In 2017 he was awarded by the International Olympic Committee President Thomas Bach with the President's Sport Award for his commitment in supporting the Olympic Movement. In 2019 he was part of the Italian Delegation supporting the bid for the Milano Cortina 2026 Winter Olympics.

==Wellness==
Wellness is a lifestyle based on regular physical activity, balanced diet and a positive outlook, first defined by Nerio Alessandri in the early 90s. The concept of Wellness is founded on the ancient Roman maximum of mens sana in corpore sano (a healthy mind in a healthy body) and is a genuine alternative to the American concept of fitness.
Fitness focuses on a small group of sports enthusiasts, whereas Wellness speaks to a much wider range of people who wish to improve their lifestyle.

==Wellness Foundation==
In 2003, the Wellness Foundation was established. This nonprofit association supports scientific research, health education and the promotion of a Wellness lifestyle. The foundation operates with specific projects in the sphere of health, instruction, research, art and culture. It also promotes the Wellness Congress, an event for promoting and raising awareness of wellness issues.

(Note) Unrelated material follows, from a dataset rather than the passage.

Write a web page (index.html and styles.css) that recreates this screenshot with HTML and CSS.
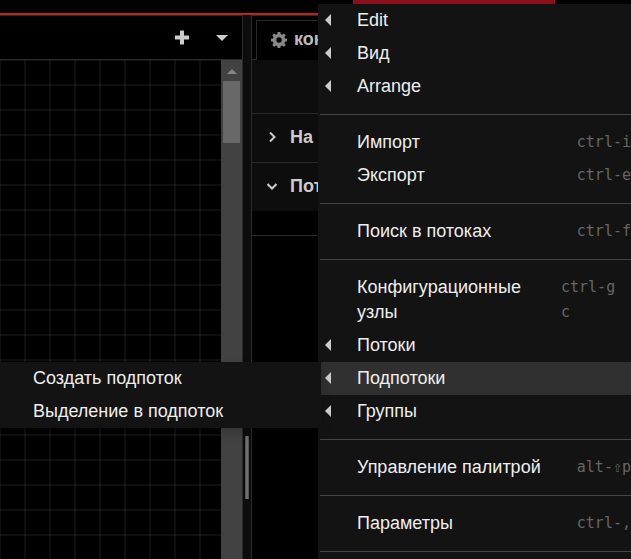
FILE: index.html
```html
<!DOCTYPE html>
<html lang="ru">
<head>
<meta charset="utf-8">
<title>Node-RED</title>
<link rel="stylesheet" href="styles.css">
</head>
<body>
<div class="app">
  <header class="header"><button class="deploy" type="button" aria-label="Deploy"></button></header>
  <div class="main">
    <section class="workspace">
      <div class="tabs">
        <button class="tab-button" type="button" aria-label="+">
          <svg width="16" height="16" viewBox="0 0 16 16"><path d="M6.500 0.500h3a.5.5 0 0 1 .5.5v4.500h4.500a.5.5 0 0 1 .5.5v3a.5.5 0 0 1-.5.5H10V14a.5.5 0 0 1-.5.5h-3A.5.5 0 0 1 6 14V9.500H1.500A.5.5 0 0 1 1 9V6a.5.5 0 0 1 .5-.5H6V1a.5.5 0 0 1 .5-.5z"/></svg>
        </button>
        <button class="tab-button" type="button" aria-label="▾">
          <svg width="12" height="6" viewBox="0 0 12 6"><path d="M0 0h12L6 6z"/></svg>
        </button>
      </div>
      <div class="canvas">
        <div class="scrollbar">
          <svg width="10" height="5" viewBox="0 0 10 5"><path d="M0 5h10L5 0z"/></svg>
          <div class="thumb"></div>
        </div>
      </div>
    </section>
    <div class="separator"><div class="handle"></div></div>
    <aside class="sidebar">
      <div class="side-tabs">
        <button class="side-tab" type="button">
          <svg width="16" height="16" viewBox="0 0 16 16"><path fill-rule="evenodd" d="M6.700 0h2.600l.4 2.100 1.400.6 1.800-1.300 1.800 1.800-1.300 1.800.6 1.400 2 .4v2.500l-2 .4-.6 1.400 1.300 1.800-1.800 1.800-1.800-1.200-1.400.5-.4 2H6.700l-.4-2-1.400-.5-1.800 1.200-1.800-1.800 1.200-1.800-.5-1.400-2-.4V6.800l2-.4.5-1.400-1.200-1.800 1.800-1.800 1.800 1.300 1.400-.6zM8 5.300a2.700 2.700 0 1 0 0 5.400 2.700 2.700 0 0 0 0-5.400z"/></svg>
          <span>кон</span>
        </button>
      </div>
      <div class="side-toolbar"></div>
      <button class="category" type="button">
        <svg width="10" height="10" viewBox="0 0 10 10"><path d="M3 0.500 7.500 5 3 9.500"/></svg>
        <span>На</span>
      </button>
      <button class="category" type="button">
        <svg width="10" height="10" viewBox="0 0 10 10"><path d="M0.500 3 5 7.500 9.500 3"/></svg>
        <span>Пот</span>
      </button>
      <div class="category-body"></div>
    </aside>
  </div>

  <nav class="menu">
    <ul>
      <li><a class="item parent" href="#"><span class="label">Edit</span></a></li>
      <li><a class="item parent" href="#"><span class="label">Вид</span></a></li>
      <li><a class="item parent" href="#"><span class="label">Arrange</span></a></li>
      <li class="divider"></li>
      <li><a class="item" href="#"><span class="label">Импорт</span><kbd>ctrl-i</kbd></a></li>
      <li><a class="item" href="#"><span class="label">Экспорт</span><kbd>ctrl-e</kbd></a></li>
      <li class="divider"></li>
      <li><a class="item" href="#"><span class="label">Поиск в потоках</span><kbd>ctrl-f</kbd></a></li>
      <li class="divider"></li>
      <li><a class="item" href="#"><span class="label">Конфигурационные узлы</span><kbd class="chord">ctrl-g c</kbd></a></li>
      <li><a class="item parent" href="#"><span class="label">Потоки</span></a></li>
      <li class="open">
        <a class="item parent" href="#"><span class="label">Подпотоки</span></a>
        <ul class="submenu">
          <li><a class="item" href="#">Создать подпоток</a></li>
          <li><a class="item" href="#">Выделение в подпоток</a></li>
        </ul>
      </li>
      <li><a class="item parent" href="#"><span class="label">Группы</span></a></li>
      <li class="divider"></li>
      <li><a class="item" href="#"><span class="label">Управление палитрой</span><kbd>alt-⇧p</kbd></a></li>
      <li class="divider"></li>
      <li><a class="item" href="#"><span class="label">Параметры</span><kbd>ctrl-,</kbd></a></li>
      <li class="divider"></li>
    </ul>
  </nav>
</div>
</body>
</html>
```
FILE: styles.css
```css
* { box-sizing: border-box; }

body {
  margin: 0;
  background: #000;
  color: #eee;
  font: 18px/25px "Liberation Sans", Arial, sans-serif;
}

button {
  padding: 0;
  border: 0;
  background: none;
  color: inherit;
  font: inherit;
}

ul {
  margin: 0;
  padding: 0;
  list-style: none;
}

.app {
  position: relative;
  display: flex;
  flex-direction: column;
  height: 100vh;
  overflow: hidden;
}

.header {
  display: flex;
  justify-content: flex-end;
  flex: none;
  height: 15px;
  padding-right: 76px;
  border-bottom: 2px solid #c02020;
}

.deploy {
  width: 202px;
  background: #8c101c;
}

.main {
  display: flex;
  flex: 1;
  min-height: 0;
}

/* Workspace */
.workspace {
  display: flex;
  flex-direction: column;
  width: 243px;
  border: solid #2a2a2a;
  border-width: 1px 1px 0 0;
}

.tabs {
  display: flex;
  justify-content: flex-end;
  height: 44px;
  border-bottom: 1px solid #2a2a2a;
}

.tab-button {
  display: flex;
  align-items: center;
  justify-content: center;
  width: 40px;
  fill: #ccc;
}

.canvas {
  display: flex;
  justify-content: flex-end;
  flex: 1;
  background:
    linear-gradient(90deg, rgba(255, 255, 255, 0.06) 2px, transparent 2px) -1px -1px / 25px 25px,
    linear-gradient(rgba(255, 255, 255, 0.06) 2px, transparent 2px) -1px -1px / 25px 25px;
}

.scrollbar {
  display: flex;
  flex-direction: column;
  align-items: center;
  gap: 7px;
  width: 21px;
  padding-top: 9px;
  background: #424242;
  fill: #868686;
}

.thumb {
  width: 17px;
  height: 62px;
  background: #686868;
}

.separator {
  width: 8px;
  padding: 421px 2px 0;
  background: #0d0d0d;
}

.handle {
  height: 63px;
  border: solid #555;
  border-width: 0 1px;
  background: #707070;
}

/* Sidebar */
.sidebar {
  flex: 1;
  min-width: 0;
  border: solid #2a2a2a;
  border-width: 1px 0 0 1px;
  color: #ccc;
  font-weight: bold;
}

.side-tabs {
  display: flex;
  height: 44px;
  padding: 4px 0 0 4px;
  box-shadow: inset 0 -1px #2a2a2a;
}

.side-tab {
  display: flex;
  align-items: center;
  gap: 7px;
  padding: 0 14px 2px;
  border: solid #2a2a2a;
  border-width: 1px 1px 0;
  background: #000;
  color: #bbb;
  fill: #888;
}

.side-toolbar {
  height: 53px;
  background: #0d0d0d;
}

.category {
  display: flex;
  align-items: center;
  gap: 13px;
  width: 100%;
  height: 49px;
  padding: 0 15px 2px;
  border-top: 1px solid #2a2a2a;
  background: #0d0d0d;
}

.category svg {
  fill: none;
  stroke: #ccc;
  stroke-width: 2;
}

.category-body {
  height: 25px;
  border-bottom: 1px solid #2a2a2a;
}

/* Main menu */
.menu {
  position: absolute;
  top: 4px;
  right: 0;
  width: 313px;
  min-height: 100%;
  padding-left: 2px;
  background: #131313;
}

.menu li {
  position: relative;
}

.item {
  display: flex;
  justify-content: space-between;
  padding: 4px 0 4px 37px;
  color: #eee;
  text-decoration: none;
}

.parent::before {
  content: "";
  width: 6px;
  height: 12px;
  margin: 6px 26px 0 -32px;
  background: #ccc;
  clip-path: polygon(100% 0, 100% 100%, 0 50%);
}

.label {
  flex: 1;
}

kbd {
  color: #666;
  font: 15px/25px "DejaVu Sans Mono", monospace;
}

.chord {
  width: 70px;
}

.open > .item {
  background: #303030;
}

.menu .divider {
  height: 1px;
  margin: 11px 0;
  background: #444;
}

.submenu {
  position: absolute;
  top: 0;
  right: calc(100% - 1px);
  width: 321px;
  background: #131313;
  box-shadow: 0 5px 10px rgba(0, 0, 0, 0.2);
}

.submenu .item {
  padding-left: 33px;
}
```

As president of the Wellness Foundation, Alessandri has ideated and launched the Wellness Valley initiative to create in the Italian region of Romagna the first district of wellness and quality of life by gathering all local stakeholders (Public Administration, Business, Schools, Health Sector, Tourism, non-profit) to work together and create, in the different fields, initiatives aimed at improving wellness and people's quality of life. Every year the Wellness Foundation publishes the Wellness Valley report showing the concrete impacts of the initiative on people's health and quality of life

==Technogym ==

Alessandri is the Technogym founder and CEO. Today, Technogym is in the fitness and Wellness sector, and claims approximately 80,000 installations worldwide in wellness centres and 400,000 private homes. Technogym estimates that approximately 50 million people use its products every day.

The company has 2000 employees in 13 branches in Europe, the United States, Asia, the Middle East, Australia and South America. 90% of its turnover is made up of exports sent to over 100 different countries.
Its revenues are 669M in 2019.

This company was the exclusive and official supplier for the athletes' training centers at the last seven editions of the Olympic Games: Sydney 2000, Athens 2004, Torino 2006, Beijing 2008, London 2012, Rio 2016, Pyeongchang 2018, and Tokyo 2020.

The firm currently stands at about €2.2 billion ($2.4 billion). Its share price has rise by 156% since it was listed on the Milan Stock Exchange in May 2016.

==Other entrepreneurial experiences==
At the beginning of 2003, Alessandri became a shareholder in Enervit, a company in the sports nutrition sector. In 2006, he purchased a 4% stake in Starpool, a company based in Trentino specialized in the design and construction of health spas.

==Publications==
In 2001 Alessandri published the book Wellness. Scegli di vivere bene (Wellness. Welcome to a better life), the manual-manifesto of the Wellness philosophy.

In 2005, Technogym and Alessandri were featured in the Italian edition of Blue Ocean Strategy, the Chan Kim – Mauborgne best seller. Featured in the 2007 publication Soft Economy, Technogym was a case study in sound and flexible Italian enterprise that represents the best of Made in Italy.

In the same year, he edited the publication Wellness-Storia e Cultura del vivere bene (Wellness-The History and Culture of Healthy Living) (Sperling & Kupfer), a volume that defines the historical and conceptual path of "wellness" through twelve essays written by Italian and international academics.

In 2008, the book A Successful Life Begins with Wellness was published in China.

In 2014 Nerio Alessandri published the book Nati per muoverci (Born to Move), the history of Technogym from a garage to the wellness economy.